◆ **Provided material**:
# # # # #

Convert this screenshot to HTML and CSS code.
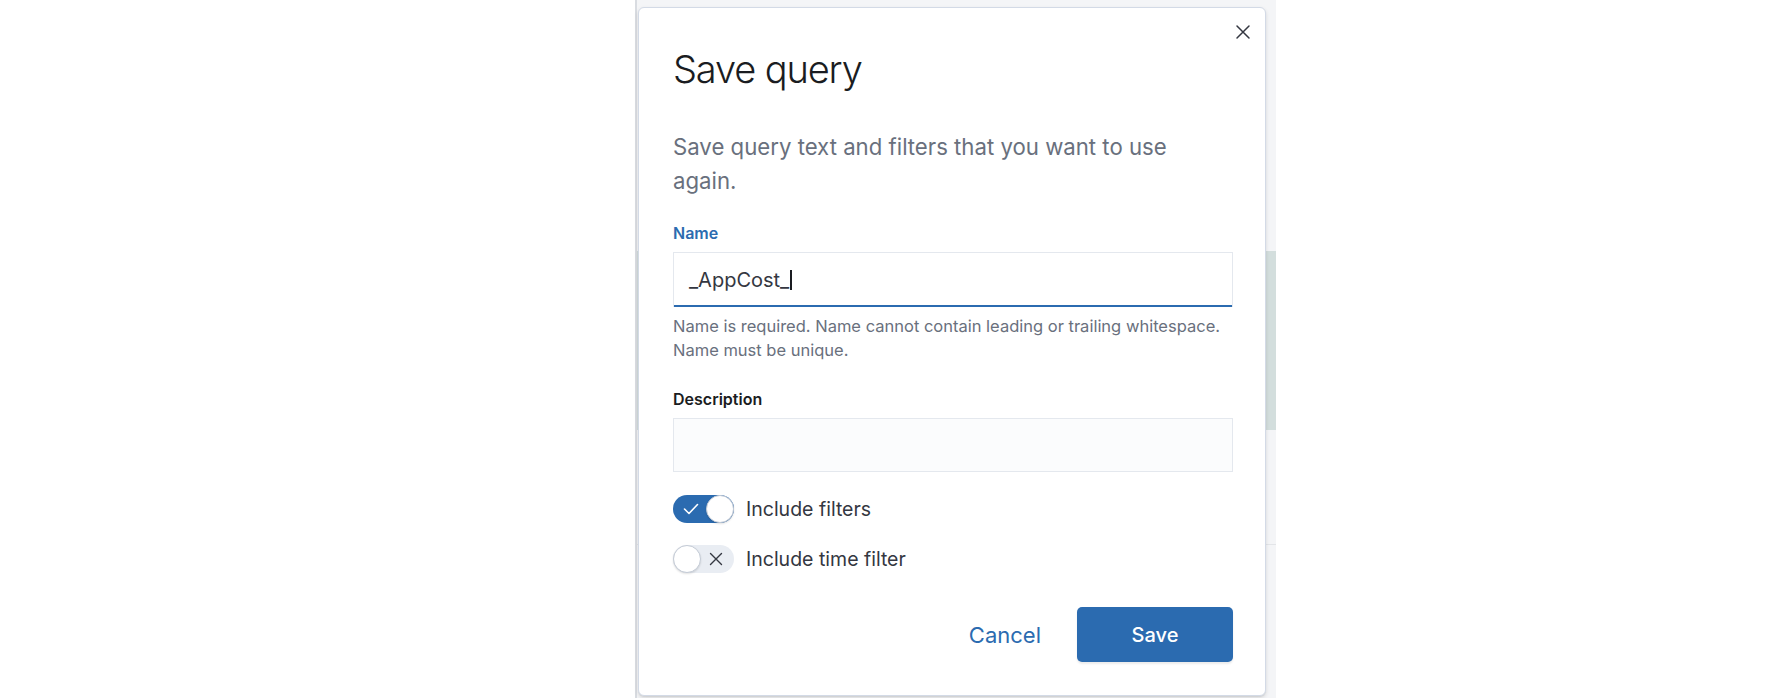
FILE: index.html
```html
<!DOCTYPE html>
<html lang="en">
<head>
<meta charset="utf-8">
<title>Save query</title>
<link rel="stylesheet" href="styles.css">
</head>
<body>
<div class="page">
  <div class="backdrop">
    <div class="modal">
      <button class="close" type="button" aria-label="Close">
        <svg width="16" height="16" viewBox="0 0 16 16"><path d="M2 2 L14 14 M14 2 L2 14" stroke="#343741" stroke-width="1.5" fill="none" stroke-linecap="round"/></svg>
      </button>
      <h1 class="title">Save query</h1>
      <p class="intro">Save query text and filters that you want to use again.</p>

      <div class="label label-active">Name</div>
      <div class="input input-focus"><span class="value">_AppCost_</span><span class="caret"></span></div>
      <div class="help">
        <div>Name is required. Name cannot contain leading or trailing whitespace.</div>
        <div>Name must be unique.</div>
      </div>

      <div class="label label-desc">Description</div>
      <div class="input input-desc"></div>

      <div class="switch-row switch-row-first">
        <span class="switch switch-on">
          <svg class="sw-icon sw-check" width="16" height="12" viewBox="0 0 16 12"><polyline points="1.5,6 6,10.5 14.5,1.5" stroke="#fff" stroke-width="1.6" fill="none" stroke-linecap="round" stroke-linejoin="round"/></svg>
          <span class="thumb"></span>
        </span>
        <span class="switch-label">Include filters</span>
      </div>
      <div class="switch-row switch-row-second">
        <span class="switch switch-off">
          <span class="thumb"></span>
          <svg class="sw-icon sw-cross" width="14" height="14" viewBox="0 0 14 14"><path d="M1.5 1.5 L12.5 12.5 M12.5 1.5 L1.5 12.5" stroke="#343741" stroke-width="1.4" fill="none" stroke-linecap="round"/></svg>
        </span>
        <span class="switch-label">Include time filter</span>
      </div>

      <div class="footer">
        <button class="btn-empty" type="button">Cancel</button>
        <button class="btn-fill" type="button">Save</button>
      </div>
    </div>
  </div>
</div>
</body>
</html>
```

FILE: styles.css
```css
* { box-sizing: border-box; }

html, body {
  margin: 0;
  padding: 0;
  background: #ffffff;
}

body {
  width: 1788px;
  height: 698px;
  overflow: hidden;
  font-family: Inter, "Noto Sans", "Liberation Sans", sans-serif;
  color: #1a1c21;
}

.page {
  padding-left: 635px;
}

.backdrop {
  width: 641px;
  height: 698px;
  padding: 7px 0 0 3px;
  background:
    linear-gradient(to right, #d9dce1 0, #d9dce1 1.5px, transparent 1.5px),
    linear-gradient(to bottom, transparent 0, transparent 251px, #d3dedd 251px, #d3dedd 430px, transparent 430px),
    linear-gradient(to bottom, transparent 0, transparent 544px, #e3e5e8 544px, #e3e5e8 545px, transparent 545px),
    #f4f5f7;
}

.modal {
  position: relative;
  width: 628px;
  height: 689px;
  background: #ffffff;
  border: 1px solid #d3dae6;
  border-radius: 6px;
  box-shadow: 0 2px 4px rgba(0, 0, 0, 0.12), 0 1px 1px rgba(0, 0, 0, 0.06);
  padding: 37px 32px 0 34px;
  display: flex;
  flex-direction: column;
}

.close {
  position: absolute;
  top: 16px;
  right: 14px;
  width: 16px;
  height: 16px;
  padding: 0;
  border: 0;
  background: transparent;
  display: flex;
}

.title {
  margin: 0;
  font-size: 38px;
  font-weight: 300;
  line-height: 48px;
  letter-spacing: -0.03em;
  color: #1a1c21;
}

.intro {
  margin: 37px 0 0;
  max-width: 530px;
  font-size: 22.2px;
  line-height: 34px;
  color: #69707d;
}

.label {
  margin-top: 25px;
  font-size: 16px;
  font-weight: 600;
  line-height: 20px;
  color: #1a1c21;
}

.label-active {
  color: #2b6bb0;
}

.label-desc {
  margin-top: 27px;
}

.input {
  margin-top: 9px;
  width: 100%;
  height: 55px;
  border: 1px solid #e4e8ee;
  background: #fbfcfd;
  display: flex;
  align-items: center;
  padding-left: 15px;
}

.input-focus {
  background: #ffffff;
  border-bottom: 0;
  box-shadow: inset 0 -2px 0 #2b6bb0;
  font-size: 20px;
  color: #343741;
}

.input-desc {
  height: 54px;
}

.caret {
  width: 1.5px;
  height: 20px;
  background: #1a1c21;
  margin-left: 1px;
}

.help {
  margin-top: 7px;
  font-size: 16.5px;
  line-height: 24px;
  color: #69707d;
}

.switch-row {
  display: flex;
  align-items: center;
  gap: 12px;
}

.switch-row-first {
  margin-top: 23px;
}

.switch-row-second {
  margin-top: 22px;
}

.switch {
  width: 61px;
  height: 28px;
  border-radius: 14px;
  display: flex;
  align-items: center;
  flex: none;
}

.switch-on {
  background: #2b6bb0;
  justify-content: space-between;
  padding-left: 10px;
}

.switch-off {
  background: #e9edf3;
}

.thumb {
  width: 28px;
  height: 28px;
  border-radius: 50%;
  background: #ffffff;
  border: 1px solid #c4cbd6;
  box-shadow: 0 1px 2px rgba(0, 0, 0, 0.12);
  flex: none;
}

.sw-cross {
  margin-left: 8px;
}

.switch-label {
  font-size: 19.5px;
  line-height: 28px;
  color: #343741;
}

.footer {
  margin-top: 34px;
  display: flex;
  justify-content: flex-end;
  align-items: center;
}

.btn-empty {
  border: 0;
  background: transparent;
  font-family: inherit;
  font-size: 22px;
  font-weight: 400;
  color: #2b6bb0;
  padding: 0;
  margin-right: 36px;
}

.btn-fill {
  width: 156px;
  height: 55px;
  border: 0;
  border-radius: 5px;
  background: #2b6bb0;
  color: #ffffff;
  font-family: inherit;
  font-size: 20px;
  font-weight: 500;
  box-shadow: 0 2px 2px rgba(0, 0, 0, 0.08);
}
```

# # # # #

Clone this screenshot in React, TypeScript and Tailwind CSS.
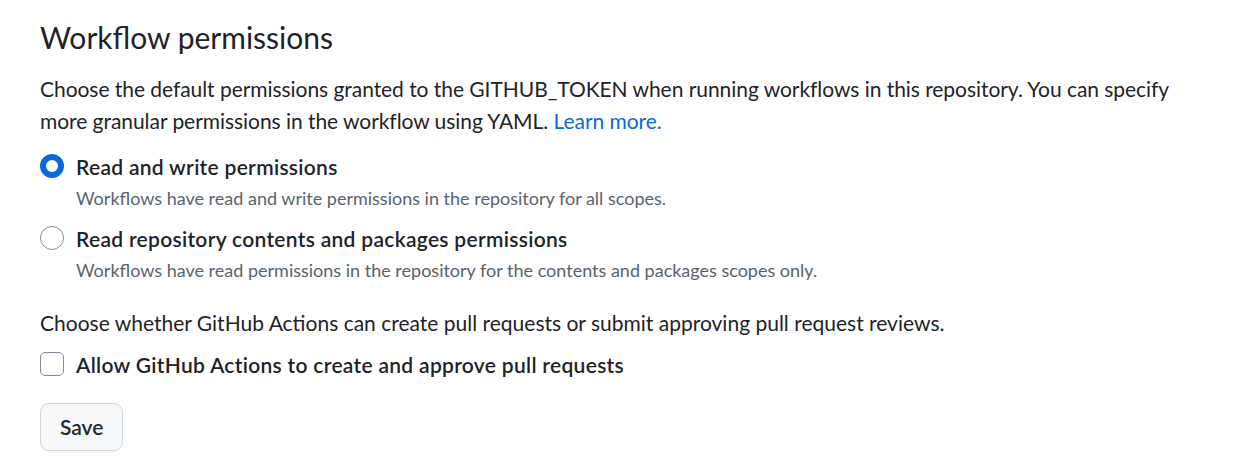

# # # # #

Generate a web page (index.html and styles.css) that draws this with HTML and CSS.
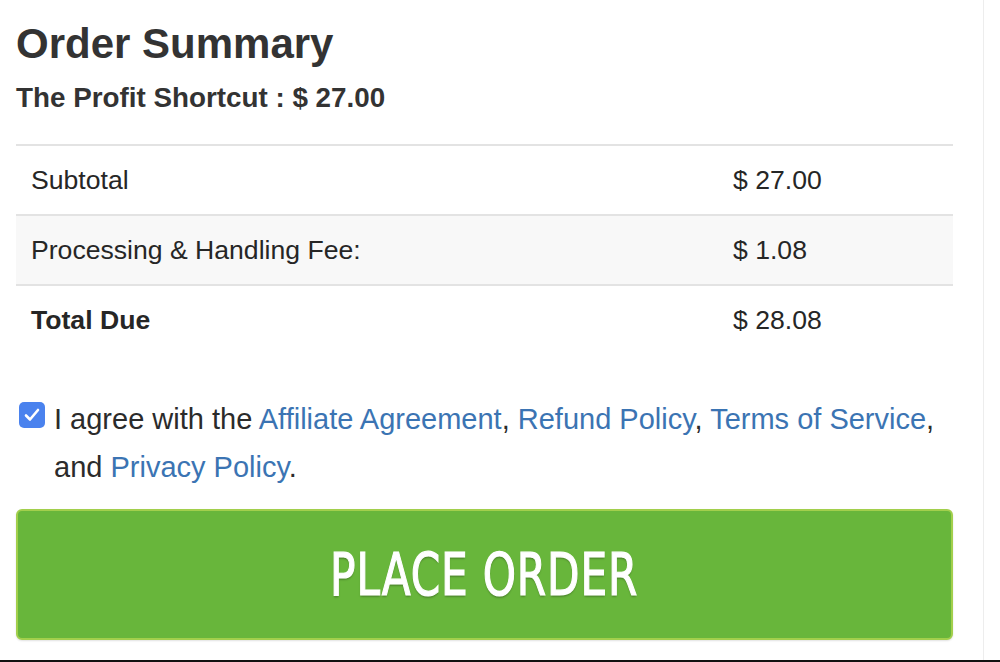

# # # # #

◆ **Exercise goal**:
Work out how many lines of the material above contain the word "this", then give only that figure.

◆ **Full answer**:
3